### Raw data
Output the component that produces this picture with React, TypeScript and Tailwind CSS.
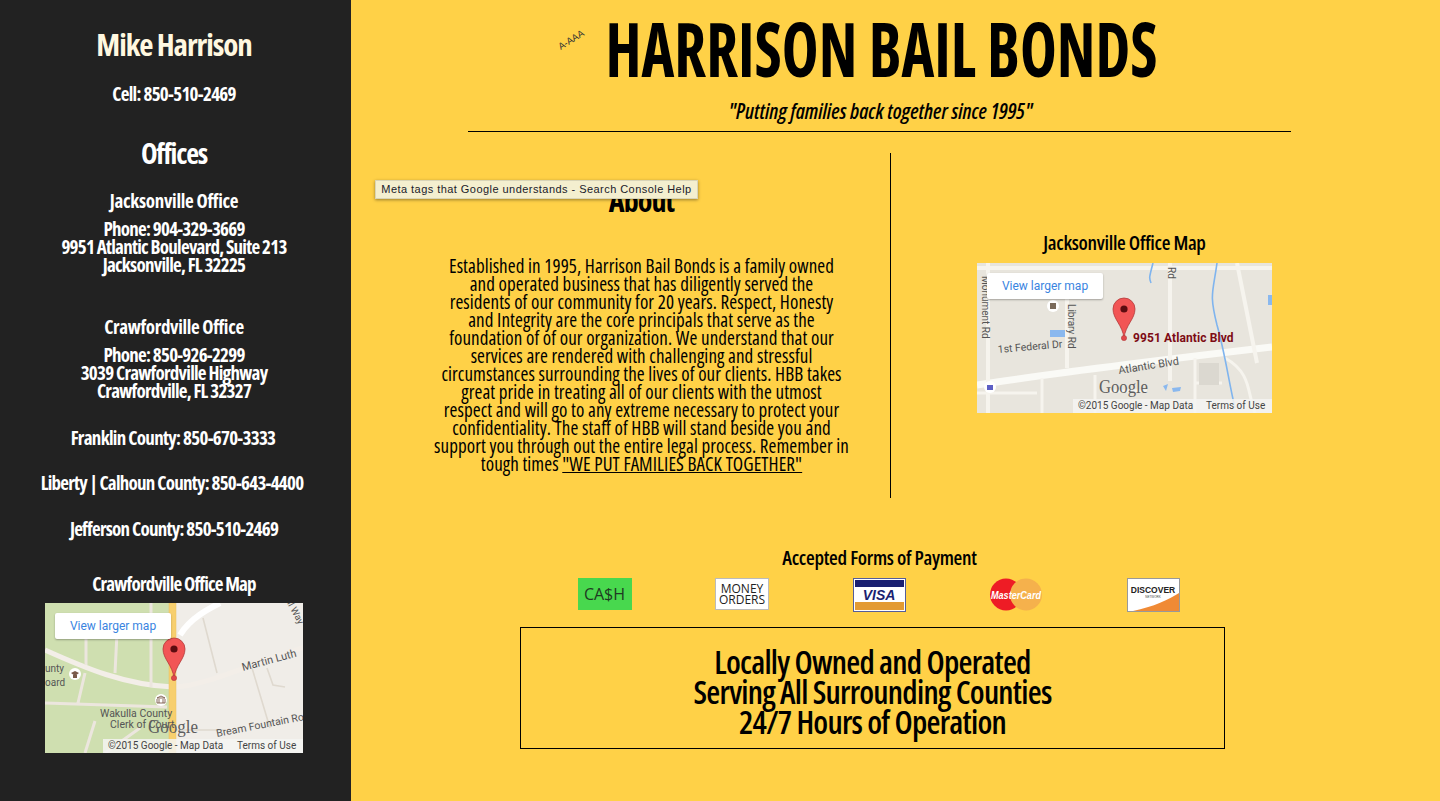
import React from "react";

function Pin({ x, y }: { x: number; y: number }) {
  return (
    <g transform={`translate(${x} ${y})`}>
      <path d="M0 0 C-1.5 -13 -11 -19 -11 -29 A11 11 0 1 1 11 -29 C11 -19 1.5 -13 0 0Z" fill="#f25555" stroke="#b23a3a" strokeWidth="0.8" />
      <circle cx="0" cy="-29" r="3.6" fill="#5c0c10" />
      <circle cx="0" cy="0" r="2.6" fill="#e2474a" stroke="#b23a3a" strokeWidth="0.6" />
    </g>
  );
}

function MapFooter({ w, h, copyX }: { w: number; h: number; copyX: number }) {
  return (
    <g fontFamily="Roboto, sans-serif" fontSize="10" fill="#444">
      <rect x={copyX} y={h - 14} width={w - copyX} height="14" fill="#f5f5f2" opacity="0.85" />
      <text x={copyX + 5} y={h - 4}>©2015 Google - Map Data</text>
      <text x={w - 66} y={h - 4}>Terms of Use</text>
    </g>
  );
}

function CrawfordvilleMap() {
  return (
    <div className="relative h-[150px] w-[258px] overflow-hidden font-stretch-normal">
      <svg width="258" height="150" viewBox="0 0 258 150" className="block">
        <rect width="258" height="150" fill="#f0ede8" />
        <rect width="125" height="150" fill="#cfdfb0" />
        <path d="M0 47 C40 65 80 82 128 84 C160 84 220 55 258 45" stroke="#f3eee8" strokeWidth="5" fill="none" />
        <path d="M106 0 V84 M72 30 L70 70 M41 30 L41 62 M40 70 L33 100 M0 100 L122 104" stroke="#ece6de" strokeWidth="3" fill="none" />
        <path d="M40 150 L50 118 M95 125 L60 150" stroke="#ece6de" strokeWidth="3" fill="none" />
        <path d="M135 32 C145 15 165 5 175 0" stroke="#fff" strokeWidth="6" fill="none" />
        <path d="M158 15 L172 70 M207 65 L225 125 M222 65 L228 82 L240 84" stroke="#dfd9cf" strokeWidth="1.6" fill="none" />
        <path d="M130 127 H180" stroke="#dfd9cf" strokeWidth="1.6" fill="none" />
        <rect x="124" y="0" width="7" height="150" fill="#f7cf6e" stroke="#e9c060" strokeWidth="0.5" />
        <circle cx="30" cy="71" r="6" fill="#fff" />
        <path d="M26 70 L30 68 L34 70 L30 73Z M28 72 H32 V75 H28Z" fill="#7a5a4a" />
        <circle cx="116" cy="97" r="6" fill="#fff" />
        <path d="M112 95 L116 93 L120 95Z M112 96 V100 H120 V96 M114 96 V100 M118 96 V100" stroke="#7a5a4a" strokeWidth="0.9" fill="none" />
        <g fontFamily="Roboto, sans-serif" fontSize="10" fill="#555">
          <text x="0" y="69">unty</text>
          <text x="0" y="83">oard</text>
          <text x="55" y="114" fontSize="10.5">Wakulla County</text>
          <text x="65" y="125" fontSize="10.5">Clerk of Court</text>
          <text x="198" y="68" transform="rotate(-15 198 68)" fontSize="11">Martin Luth</text>
          <text x="172" y="134" transform="rotate(-11 172 134)" fontSize="10.5">Bream Fountain Ro</text>
          <text x="242" y="0" transform="rotate(62 242 0)" fontSize="9.5">ll Way</text>
        </g>
        <text x="103" y="130" fontFamily="'Liberation Serif', serif" fontSize="19" fill="#5e5e5e" textLength="50" lengthAdjust="spacingAndGlyphs">Google</text>
        <Pin x={129} y={75} />
        <MapFooter w={258} h={150} copyX={58} />
      </svg>
      <span className="absolute left-[10px] top-[10px] flex h-[26px] w-[116px] items-center justify-center rounded-[2px] bg-white font-['Roboto',sans-serif] text-[12px] font-normal tracking-normal text-[#3a84df] shadow-[0_1px_2px_rgba(0,0,0,0.3)]">View larger map</span>
    </div>
  );
}

function JacksonvilleMap() {
  return (
    <div className="relative h-[150px] w-[295px] overflow-hidden font-stretch-normal">
      <svg width="295" height="150" viewBox="0 0 295 150" className="block">
        <rect width="295" height="150" fill="#e8e5dd" />
        <path d="M0 122 C90 108 200 95 295 84" stroke="#fafaf6" strokeWidth="7" fill="none" />
        <path d="M11 0 V150 M193 0 V118 M260 0 L280 100 M90 20 V105 M0 5 H295" stroke="#f6f4ee" strokeWidth="4" fill="none" />
        <path d="M0 130 H60 M65 115 V150 M118 112 V150 M130 128 H170 M218 95 V150 M218 120 H245 M248 95 C275 110 270 130 278 150" stroke="#f6f4ee" strokeWidth="3" fill="none" />
        <rect x="222" y="100" width="20" height="22" fill="#dbd8d0" />
        <path d="M176 0 C172 15 172 15 174 20 M240 0 C236 30 232 30 240 62 C248 90 252 120 258 145" stroke="#7fb4ee" strokeWidth="1.6" fill="none" />
        <rect x="291" y="32" width="4" height="10" fill="#8ab8ee" />
        <rect x="73" y="67" width="15" height="7" fill="#8ab8ee" />
        <path d="M186 123 L191 121 L189 128Z M195 125 L204 124 L203 128 L196 129Z" fill="#8ab8ee" />
        <circle cx="76" cy="43" r="6" fill="#fff" />
        <rect x="73" y="40" width="6" height="6" fill="#7a6a5a" />
        <circle cx="13" cy="124" r="6" fill="#fff" />
        <rect x="10" y="122" width="6" height="5" fill="#5d5fc4" />
        <g fontFamily="Roboto, sans-serif" fontSize="10" fill="#555">
          <text x="5" y="13" transform="rotate(90 5 13)">Monument Rd</text>
          <text x="91" y="41" transform="rotate(90 91 41)">Library Rd</text>
          <text x="191" y="4" transform="rotate(90 191 4)">Rd</text>
          <text x="21" y="90" transform="rotate(-5 21 90)" fontSize="10.5">1st Federal Dr</text>
          <text x="142" y="111" transform="rotate(-9 142 111)" fontSize="11">Atlantic Blvd</text>
        </g>
        <text x="122" y="130" fontFamily="'Liberation Serif', serif" fontSize="19" fill="#5e5e5e" textLength="49" lengthAdjust="spacingAndGlyphs">Google</text>
        <Pin x={147} y={75} />
        <text x="156" y="79" fontFamily="Roboto, sans-serif" fontSize="12" fontWeight="700" letterSpacing="0.1" fill="#7d0a14">9951 Atlantic Blvd</text>
        <MapFooter w={295} h={150} copyX={96} />
      </svg>
      <span className="absolute left-[10px] top-[10px] flex h-[26px] w-[116px] items-center justify-center rounded-[2px] bg-white font-['Roboto',sans-serif] text-[12px] font-normal text-[#3a84df] shadow-[0_1px_2px_rgba(0,0,0,0.3)]">View larger map</span>
    </div>
  );
}

function PayCards() {
  return (
    <div className="mr-[2px] mt-[7px] flex w-[602px] items-start justify-between font-stretch-normal">
      <div className="flex h-[32px] w-[54px] items-center justify-center bg-[#48d84e] font-['Open_Sans',sans-serif] text-[16px] font-normal text-[#1f3a22]">CA$H</div>
      <div className="flex h-[32px] w-[54px] flex-col items-center justify-center border border-[#bbb] bg-white font-['Open_Sans',sans-serif] text-[12px] font-normal leading-[11px] text-[#222]"><span>MONEY</span><span>ORDERS</span></div>
      <div className="flex h-[34px] w-[53px] flex-col border border-[#555d99] bg-white p-[1px]">
        <div className="h-[7px] bg-[#1a1f71]" />
        <div className="flex flex-1 items-center justify-center font-['Liberation_Sans',sans-serif] text-[14px] font-bold italic leading-none text-[#1a1f71]">VISA</div>
        <div className="h-[8px] bg-[#e39a32]" />
      </div>
      <svg width="54" height="33" viewBox="0 0 54 33" className="block">
        <circle cx="17" cy="16.5" r="16" fill="#ee1c25" />
        <circle cx="37" cy="16.5" r="16" fill="#f5b14c" />
        <text x="27" y="21" textAnchor="middle" fontFamily="'Liberation Sans', sans-serif" fontSize="11" fontWeight="700" fontStyle="italic" fill="#fff" textLength="50" lengthAdjust="spacingAndGlyphs">MasterCard</text>
      </svg>
      <div className="relative h-[34px] w-[53px] overflow-hidden border border-[#999] bg-white">
        <svg width="51" height="32" viewBox="0 0 51 32" className="absolute left-0 top-0">
          <path d="M5 32 C25 28 42 20 51 14 V32Z" fill="#f08a35" />
        </svg>
        <div className="absolute left-0 right-0 top-[6px] text-center font-['Liberation_Sans',sans-serif] text-[8.5px] font-bold leading-[10px] text-[#222]">DISCOVER</div>
        <div className="absolute left-0 right-0 top-[16px] text-center font-['Liberation_Sans',sans-serif] text-[3px] leading-[4px] text-[#444]">NETWORK</div>
      </div>
    </div>
  );
}

const body = [
  "Established in 1995, Harrison Bail Bonds is a family owned",
  "and operated business that has diligently served the",
  "residents of our community for 20 years. Respect, Honesty",
  "and Integrity are the core principals that serve as the",
  "foundation of of our organization. We understand that our",
  "services are rendered with challenging and stressful",
  "circumstances surrounding the lives of our clients. HBB takes",
  "great pride in treating all of our clients with the utmost",
  "respect and will go to any extreme necessary to protect your",
  "confidentiality. The staff of HBB will stand beside you and",
  "support you through out the entire legal process. Remember in",
];

export default function App() {
  return (
    <div className="flex h-[801px] w-[1440px] overflow-hidden bg-[#ffd147] font-['Open_Sans',sans-serif] font-stretch-condensed text-black">
      <aside className="flex h-[801px] w-[351px] shrink-0 flex-col items-center bg-[#222222] pr-[3px] text-center text-white">
        <h2 className="mt-[24px] text-[31px] font-bold leading-[40px] tracking-[-1.1px] text-[#fff8e0]">Mike Harrison</h2>
        <p className="mt-[18px] whitespace-nowrap text-[19px] font-bold leading-[24px] tracking-[-0.7px]">Cell: 850-510-2469</p>
        <h2 className="mt-[28px] text-[28px] font-bold leading-[38px] tracking-[-1.2px]">Offices</h2>
        <h3 className="mt-[17px] whitespace-nowrap text-[19px] font-bold leading-[24px] tracking-[-0.3px]">Jacksonville Office</h3>
        <p className="mt-[7px] whitespace-nowrap text-[19px] font-bold leading-[18px] tracking-[-0.75px]">Phone: 904-329-3669<br />9951 Atlantic Boulevard, Suite 213<br />Jacksonville, FL 32225</p>
        <h3 className="mt-[41px] whitespace-nowrap text-[19px] font-bold leading-[24px] tracking-[-0.35px]">Crawfordville Office</h3>
        <p className="mt-[7px] whitespace-nowrap text-[19px] font-bold leading-[18px] tracking-[-0.75px]">Phone: 850-926-2299<br />3039 Crawfordville Highway<br />Crawfordville, FL 32327</p>
        <p className="mr-[2px] mt-[26px] whitespace-nowrap text-[19px] font-bold leading-[24px] tracking-[-0.7px]">Franklin County: 850-670-3333</p>
        <p className="mr-[4px] mt-[21px] whitespace-nowrap text-[19px] font-bold leading-[24px] tracking-[-0.75px]">Liberty | Calhoun County: 850-643-4400</p>
        <p className="mt-[22px] whitespace-nowrap text-[19px] font-bold leading-[24px] tracking-[-0.75px]">Jefferson County: 850-510-2469</p>
        <h3 className="mt-[31px] whitespace-nowrap text-[19px] font-bold leading-[24px] tracking-[-0.8px]">Crawfordville Office Map</h3>
        <div className="mt-[7px]"><CrawfordvilleMap /></div>
      </aside>
      <main className="relative flex min-w-0 flex-1 flex-col items-center">
        <header className="relative mr-[32px] flex h-[132px] w-[823px] flex-col items-center border-b border-black">
          <span className="absolute left-[89px] top-[33px] -rotate-[32deg] font-['Liberation_Sans',sans-serif] text-[9.5px] font-normal text-[#333] font-stretch-normal">A-AAA</span>
          <h1 className="ml-[4px] mt-[10px] origin-center scale-x-[0.83] whitespace-nowrap text-[75px] font-bold leading-[76px]">HARRISON BAIL BONDS</h1>
          <p className="ml-[2px] mt-[12px] whitespace-nowrap text-[21px] font-semibold italic leading-[26px]">"Putting families back together since 1995"</p>
        </header>
        <section className="mt-[21px] flex h-[345px] w-full">
          <div className="flex h-full w-[540px] flex-col items-center border-r border-black pl-[42px] pt-[28px] text-center">
            <h2 className="text-[30px] font-bold leading-[40px] tracking-[-0.9px]">About</h2>
            <p className="mt-[36px] whitespace-nowrap text-[19px] font-medium leading-[18px] tracking-[0.08px]">
              {body.map((l) => (<React.Fragment key={l}>{l}<br /></React.Fragment>))}
              tough times <a className="underline">"WE PUT FAMILIES BACK TOGETHER"</a>
            </p>
          </div>
          <div className="flex flex-1 flex-col items-center pr-[82px] pt-[77px]">
            <h3 className="whitespace-nowrap text-[20px] font-semibold leading-[26px] tracking-[-0.3px]">Jacksonville Office Map</h3>
            <div className="mt-[7px]"><JacksonvilleMap /></div>
          </div>
        </section>
        <section className="mr-[32px] mt-[47px] flex flex-col items-center">
          <h3 className="whitespace-nowrap text-[20px] font-semibold leading-[26px] tracking-[-0.3px]">Accepted Forms of Payment</h3>
          <PayCards />
        </section>
        <section className="mr-[46px] mt-[15px] flex h-[122px] w-[705px] flex-col items-center justify-center border border-black pt-[8px] text-[32px] font-semibold leading-[30px] tracking-[-0.75px]">
          <span>Locally Owned and Operated</span>
          <span>Serving All Surrounding Counties</span>
          <span>24/7 Hours of Operation</span>
        </section>
        <div className="absolute left-[24px] top-[180px] flex h-[19px] w-[323px] items-center justify-center whitespace-nowrap border border-[#d8d4b8] bg-[#f4efcf] font-['Liberation_Sans',sans-serif] text-[11px] font-normal tracking-[0.45px] text-[#1a1a2a] shadow-[0_1px_3px_rgba(0,0,0,0.4)] font-stretch-normal">Meta tags that Google understands - Search Console Help</div>
      </main>
    </div>
  );
}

### Exercise prompt
Write out each line of the listing above, exactly, from its first line to the line holding "import React from", inclusive. Skip the pictures.

### Finished task
Output the component that produces this picture with React, TypeScript and Tailwind CSS.
import React from "react";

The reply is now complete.